# [Set problem]
Pull out every line in the data that has the string "this" in it.

# [Records to process]

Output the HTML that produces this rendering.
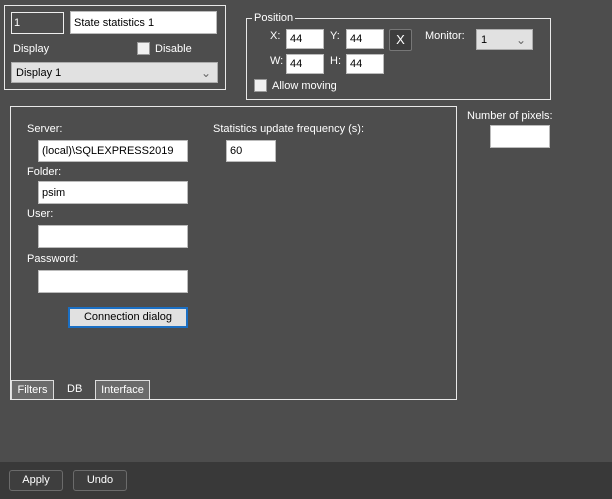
...
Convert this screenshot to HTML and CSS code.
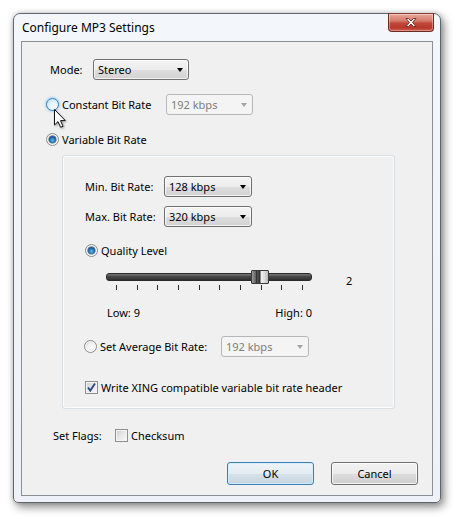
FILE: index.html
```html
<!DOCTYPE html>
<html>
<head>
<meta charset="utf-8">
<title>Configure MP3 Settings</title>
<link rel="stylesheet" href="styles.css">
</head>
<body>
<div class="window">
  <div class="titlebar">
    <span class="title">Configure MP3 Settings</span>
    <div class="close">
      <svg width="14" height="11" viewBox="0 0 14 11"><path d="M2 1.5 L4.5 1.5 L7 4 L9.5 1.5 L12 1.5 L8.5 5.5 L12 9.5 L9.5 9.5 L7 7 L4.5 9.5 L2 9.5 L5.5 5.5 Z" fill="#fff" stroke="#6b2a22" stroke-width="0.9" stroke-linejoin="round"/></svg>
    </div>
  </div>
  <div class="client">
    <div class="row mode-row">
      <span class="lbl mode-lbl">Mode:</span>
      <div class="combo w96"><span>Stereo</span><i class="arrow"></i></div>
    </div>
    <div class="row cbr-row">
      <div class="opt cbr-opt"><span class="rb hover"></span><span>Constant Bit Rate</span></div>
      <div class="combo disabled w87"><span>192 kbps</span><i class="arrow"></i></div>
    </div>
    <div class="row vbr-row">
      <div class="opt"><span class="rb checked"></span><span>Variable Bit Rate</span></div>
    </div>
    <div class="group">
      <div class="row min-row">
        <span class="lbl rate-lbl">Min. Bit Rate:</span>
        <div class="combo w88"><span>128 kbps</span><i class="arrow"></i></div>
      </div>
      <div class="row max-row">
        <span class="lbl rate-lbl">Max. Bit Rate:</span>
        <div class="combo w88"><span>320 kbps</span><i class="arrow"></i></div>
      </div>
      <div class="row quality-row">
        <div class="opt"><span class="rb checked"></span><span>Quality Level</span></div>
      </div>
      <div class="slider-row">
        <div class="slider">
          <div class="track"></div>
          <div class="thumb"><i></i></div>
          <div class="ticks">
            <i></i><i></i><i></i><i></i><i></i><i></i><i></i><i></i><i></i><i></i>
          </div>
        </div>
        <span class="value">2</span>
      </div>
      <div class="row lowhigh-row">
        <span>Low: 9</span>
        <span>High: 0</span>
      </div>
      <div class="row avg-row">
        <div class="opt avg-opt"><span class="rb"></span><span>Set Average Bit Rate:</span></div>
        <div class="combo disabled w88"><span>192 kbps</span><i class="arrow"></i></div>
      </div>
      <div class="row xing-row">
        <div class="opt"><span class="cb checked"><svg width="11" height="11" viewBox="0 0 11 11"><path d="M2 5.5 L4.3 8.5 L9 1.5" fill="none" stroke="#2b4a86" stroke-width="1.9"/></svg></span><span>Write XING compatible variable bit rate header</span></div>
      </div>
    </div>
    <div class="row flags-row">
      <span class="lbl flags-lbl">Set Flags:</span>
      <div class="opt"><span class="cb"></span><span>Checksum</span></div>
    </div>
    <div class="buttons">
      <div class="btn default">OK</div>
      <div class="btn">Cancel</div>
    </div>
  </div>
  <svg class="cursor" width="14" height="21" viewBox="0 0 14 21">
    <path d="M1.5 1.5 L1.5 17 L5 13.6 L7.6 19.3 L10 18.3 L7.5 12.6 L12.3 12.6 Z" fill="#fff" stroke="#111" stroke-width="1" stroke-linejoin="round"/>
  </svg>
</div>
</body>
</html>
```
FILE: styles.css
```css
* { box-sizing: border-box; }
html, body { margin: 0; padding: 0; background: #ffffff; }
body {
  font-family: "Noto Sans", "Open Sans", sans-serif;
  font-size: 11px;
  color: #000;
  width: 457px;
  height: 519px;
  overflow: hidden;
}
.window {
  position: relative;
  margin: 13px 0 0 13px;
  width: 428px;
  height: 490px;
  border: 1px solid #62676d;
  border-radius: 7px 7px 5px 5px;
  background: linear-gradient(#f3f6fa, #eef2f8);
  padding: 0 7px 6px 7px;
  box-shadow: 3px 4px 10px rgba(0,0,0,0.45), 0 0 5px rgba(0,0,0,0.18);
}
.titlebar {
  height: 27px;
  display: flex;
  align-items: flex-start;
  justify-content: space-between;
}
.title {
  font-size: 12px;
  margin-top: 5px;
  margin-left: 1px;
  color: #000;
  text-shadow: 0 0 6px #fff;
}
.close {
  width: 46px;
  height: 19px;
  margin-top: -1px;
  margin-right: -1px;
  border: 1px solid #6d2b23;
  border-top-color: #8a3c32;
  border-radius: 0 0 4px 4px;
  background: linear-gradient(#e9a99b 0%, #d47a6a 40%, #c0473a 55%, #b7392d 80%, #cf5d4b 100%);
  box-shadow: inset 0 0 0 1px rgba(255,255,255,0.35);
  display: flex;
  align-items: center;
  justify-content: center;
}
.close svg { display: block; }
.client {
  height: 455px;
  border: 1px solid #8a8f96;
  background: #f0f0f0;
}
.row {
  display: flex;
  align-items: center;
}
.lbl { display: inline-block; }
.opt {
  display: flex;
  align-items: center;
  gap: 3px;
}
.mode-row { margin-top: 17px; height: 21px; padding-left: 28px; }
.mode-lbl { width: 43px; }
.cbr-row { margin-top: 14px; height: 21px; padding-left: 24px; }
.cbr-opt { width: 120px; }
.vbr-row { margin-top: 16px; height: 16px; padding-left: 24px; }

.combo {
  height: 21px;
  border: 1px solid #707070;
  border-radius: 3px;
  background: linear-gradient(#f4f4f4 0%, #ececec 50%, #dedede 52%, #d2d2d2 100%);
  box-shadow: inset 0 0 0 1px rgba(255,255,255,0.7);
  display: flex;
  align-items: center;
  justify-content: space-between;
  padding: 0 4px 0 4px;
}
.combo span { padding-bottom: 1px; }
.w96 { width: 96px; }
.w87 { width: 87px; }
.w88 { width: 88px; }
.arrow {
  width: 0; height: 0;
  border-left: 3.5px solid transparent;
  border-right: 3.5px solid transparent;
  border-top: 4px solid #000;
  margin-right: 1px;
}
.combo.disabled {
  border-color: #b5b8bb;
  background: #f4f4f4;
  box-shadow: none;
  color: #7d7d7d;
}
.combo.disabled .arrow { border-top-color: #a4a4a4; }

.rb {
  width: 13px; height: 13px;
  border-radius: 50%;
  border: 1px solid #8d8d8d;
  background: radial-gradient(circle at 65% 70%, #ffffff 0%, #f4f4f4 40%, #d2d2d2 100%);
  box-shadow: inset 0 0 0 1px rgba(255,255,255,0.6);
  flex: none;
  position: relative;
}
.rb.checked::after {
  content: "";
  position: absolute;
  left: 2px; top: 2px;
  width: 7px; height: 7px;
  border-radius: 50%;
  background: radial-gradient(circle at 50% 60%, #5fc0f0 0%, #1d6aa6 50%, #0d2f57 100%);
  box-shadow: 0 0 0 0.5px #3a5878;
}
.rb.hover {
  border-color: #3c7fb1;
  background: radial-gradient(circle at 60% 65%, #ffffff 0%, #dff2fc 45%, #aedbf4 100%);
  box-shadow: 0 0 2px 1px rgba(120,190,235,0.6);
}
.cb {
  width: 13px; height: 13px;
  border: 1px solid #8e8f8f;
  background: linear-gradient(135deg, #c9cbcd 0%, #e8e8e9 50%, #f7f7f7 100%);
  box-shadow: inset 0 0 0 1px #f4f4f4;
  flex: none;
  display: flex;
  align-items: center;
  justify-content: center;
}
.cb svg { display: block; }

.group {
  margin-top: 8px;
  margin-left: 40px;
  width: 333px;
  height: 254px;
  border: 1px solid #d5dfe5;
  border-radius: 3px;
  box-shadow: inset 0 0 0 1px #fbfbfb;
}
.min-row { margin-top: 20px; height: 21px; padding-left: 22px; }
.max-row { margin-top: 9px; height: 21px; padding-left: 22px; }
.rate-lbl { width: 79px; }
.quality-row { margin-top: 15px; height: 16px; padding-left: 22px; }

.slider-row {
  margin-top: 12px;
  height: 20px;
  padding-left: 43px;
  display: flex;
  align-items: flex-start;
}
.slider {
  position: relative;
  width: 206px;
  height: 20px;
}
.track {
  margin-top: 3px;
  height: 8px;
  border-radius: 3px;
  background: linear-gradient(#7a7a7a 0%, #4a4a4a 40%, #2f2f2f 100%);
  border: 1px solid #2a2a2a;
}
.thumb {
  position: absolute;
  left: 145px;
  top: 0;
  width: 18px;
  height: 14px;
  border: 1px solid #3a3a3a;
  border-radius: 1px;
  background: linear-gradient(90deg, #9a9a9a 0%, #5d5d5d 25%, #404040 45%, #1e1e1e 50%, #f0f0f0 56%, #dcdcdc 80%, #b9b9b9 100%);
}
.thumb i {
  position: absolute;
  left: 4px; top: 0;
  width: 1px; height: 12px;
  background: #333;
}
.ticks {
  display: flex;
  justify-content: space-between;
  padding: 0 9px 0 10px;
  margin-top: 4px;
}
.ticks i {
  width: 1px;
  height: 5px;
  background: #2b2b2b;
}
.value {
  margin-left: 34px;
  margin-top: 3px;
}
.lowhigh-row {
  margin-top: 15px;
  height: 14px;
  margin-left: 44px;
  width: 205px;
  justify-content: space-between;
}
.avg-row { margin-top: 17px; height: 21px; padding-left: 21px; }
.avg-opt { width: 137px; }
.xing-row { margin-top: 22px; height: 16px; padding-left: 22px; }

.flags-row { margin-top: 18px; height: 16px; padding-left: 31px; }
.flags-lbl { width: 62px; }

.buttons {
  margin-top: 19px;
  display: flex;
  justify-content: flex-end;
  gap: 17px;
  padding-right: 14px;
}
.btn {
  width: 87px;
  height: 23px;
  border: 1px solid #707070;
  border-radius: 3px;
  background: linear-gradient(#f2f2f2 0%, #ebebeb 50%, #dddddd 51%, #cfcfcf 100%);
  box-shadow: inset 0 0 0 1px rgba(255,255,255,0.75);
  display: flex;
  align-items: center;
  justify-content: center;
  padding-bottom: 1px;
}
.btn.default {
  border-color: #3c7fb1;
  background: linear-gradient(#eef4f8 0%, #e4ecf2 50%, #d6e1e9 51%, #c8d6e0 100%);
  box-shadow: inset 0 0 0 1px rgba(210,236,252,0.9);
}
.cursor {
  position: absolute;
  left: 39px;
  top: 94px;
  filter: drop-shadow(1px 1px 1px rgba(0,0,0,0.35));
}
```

# [Task solution]
Output the HTML that produces this rendering.
Convert this screenshot to HTML and CSS code.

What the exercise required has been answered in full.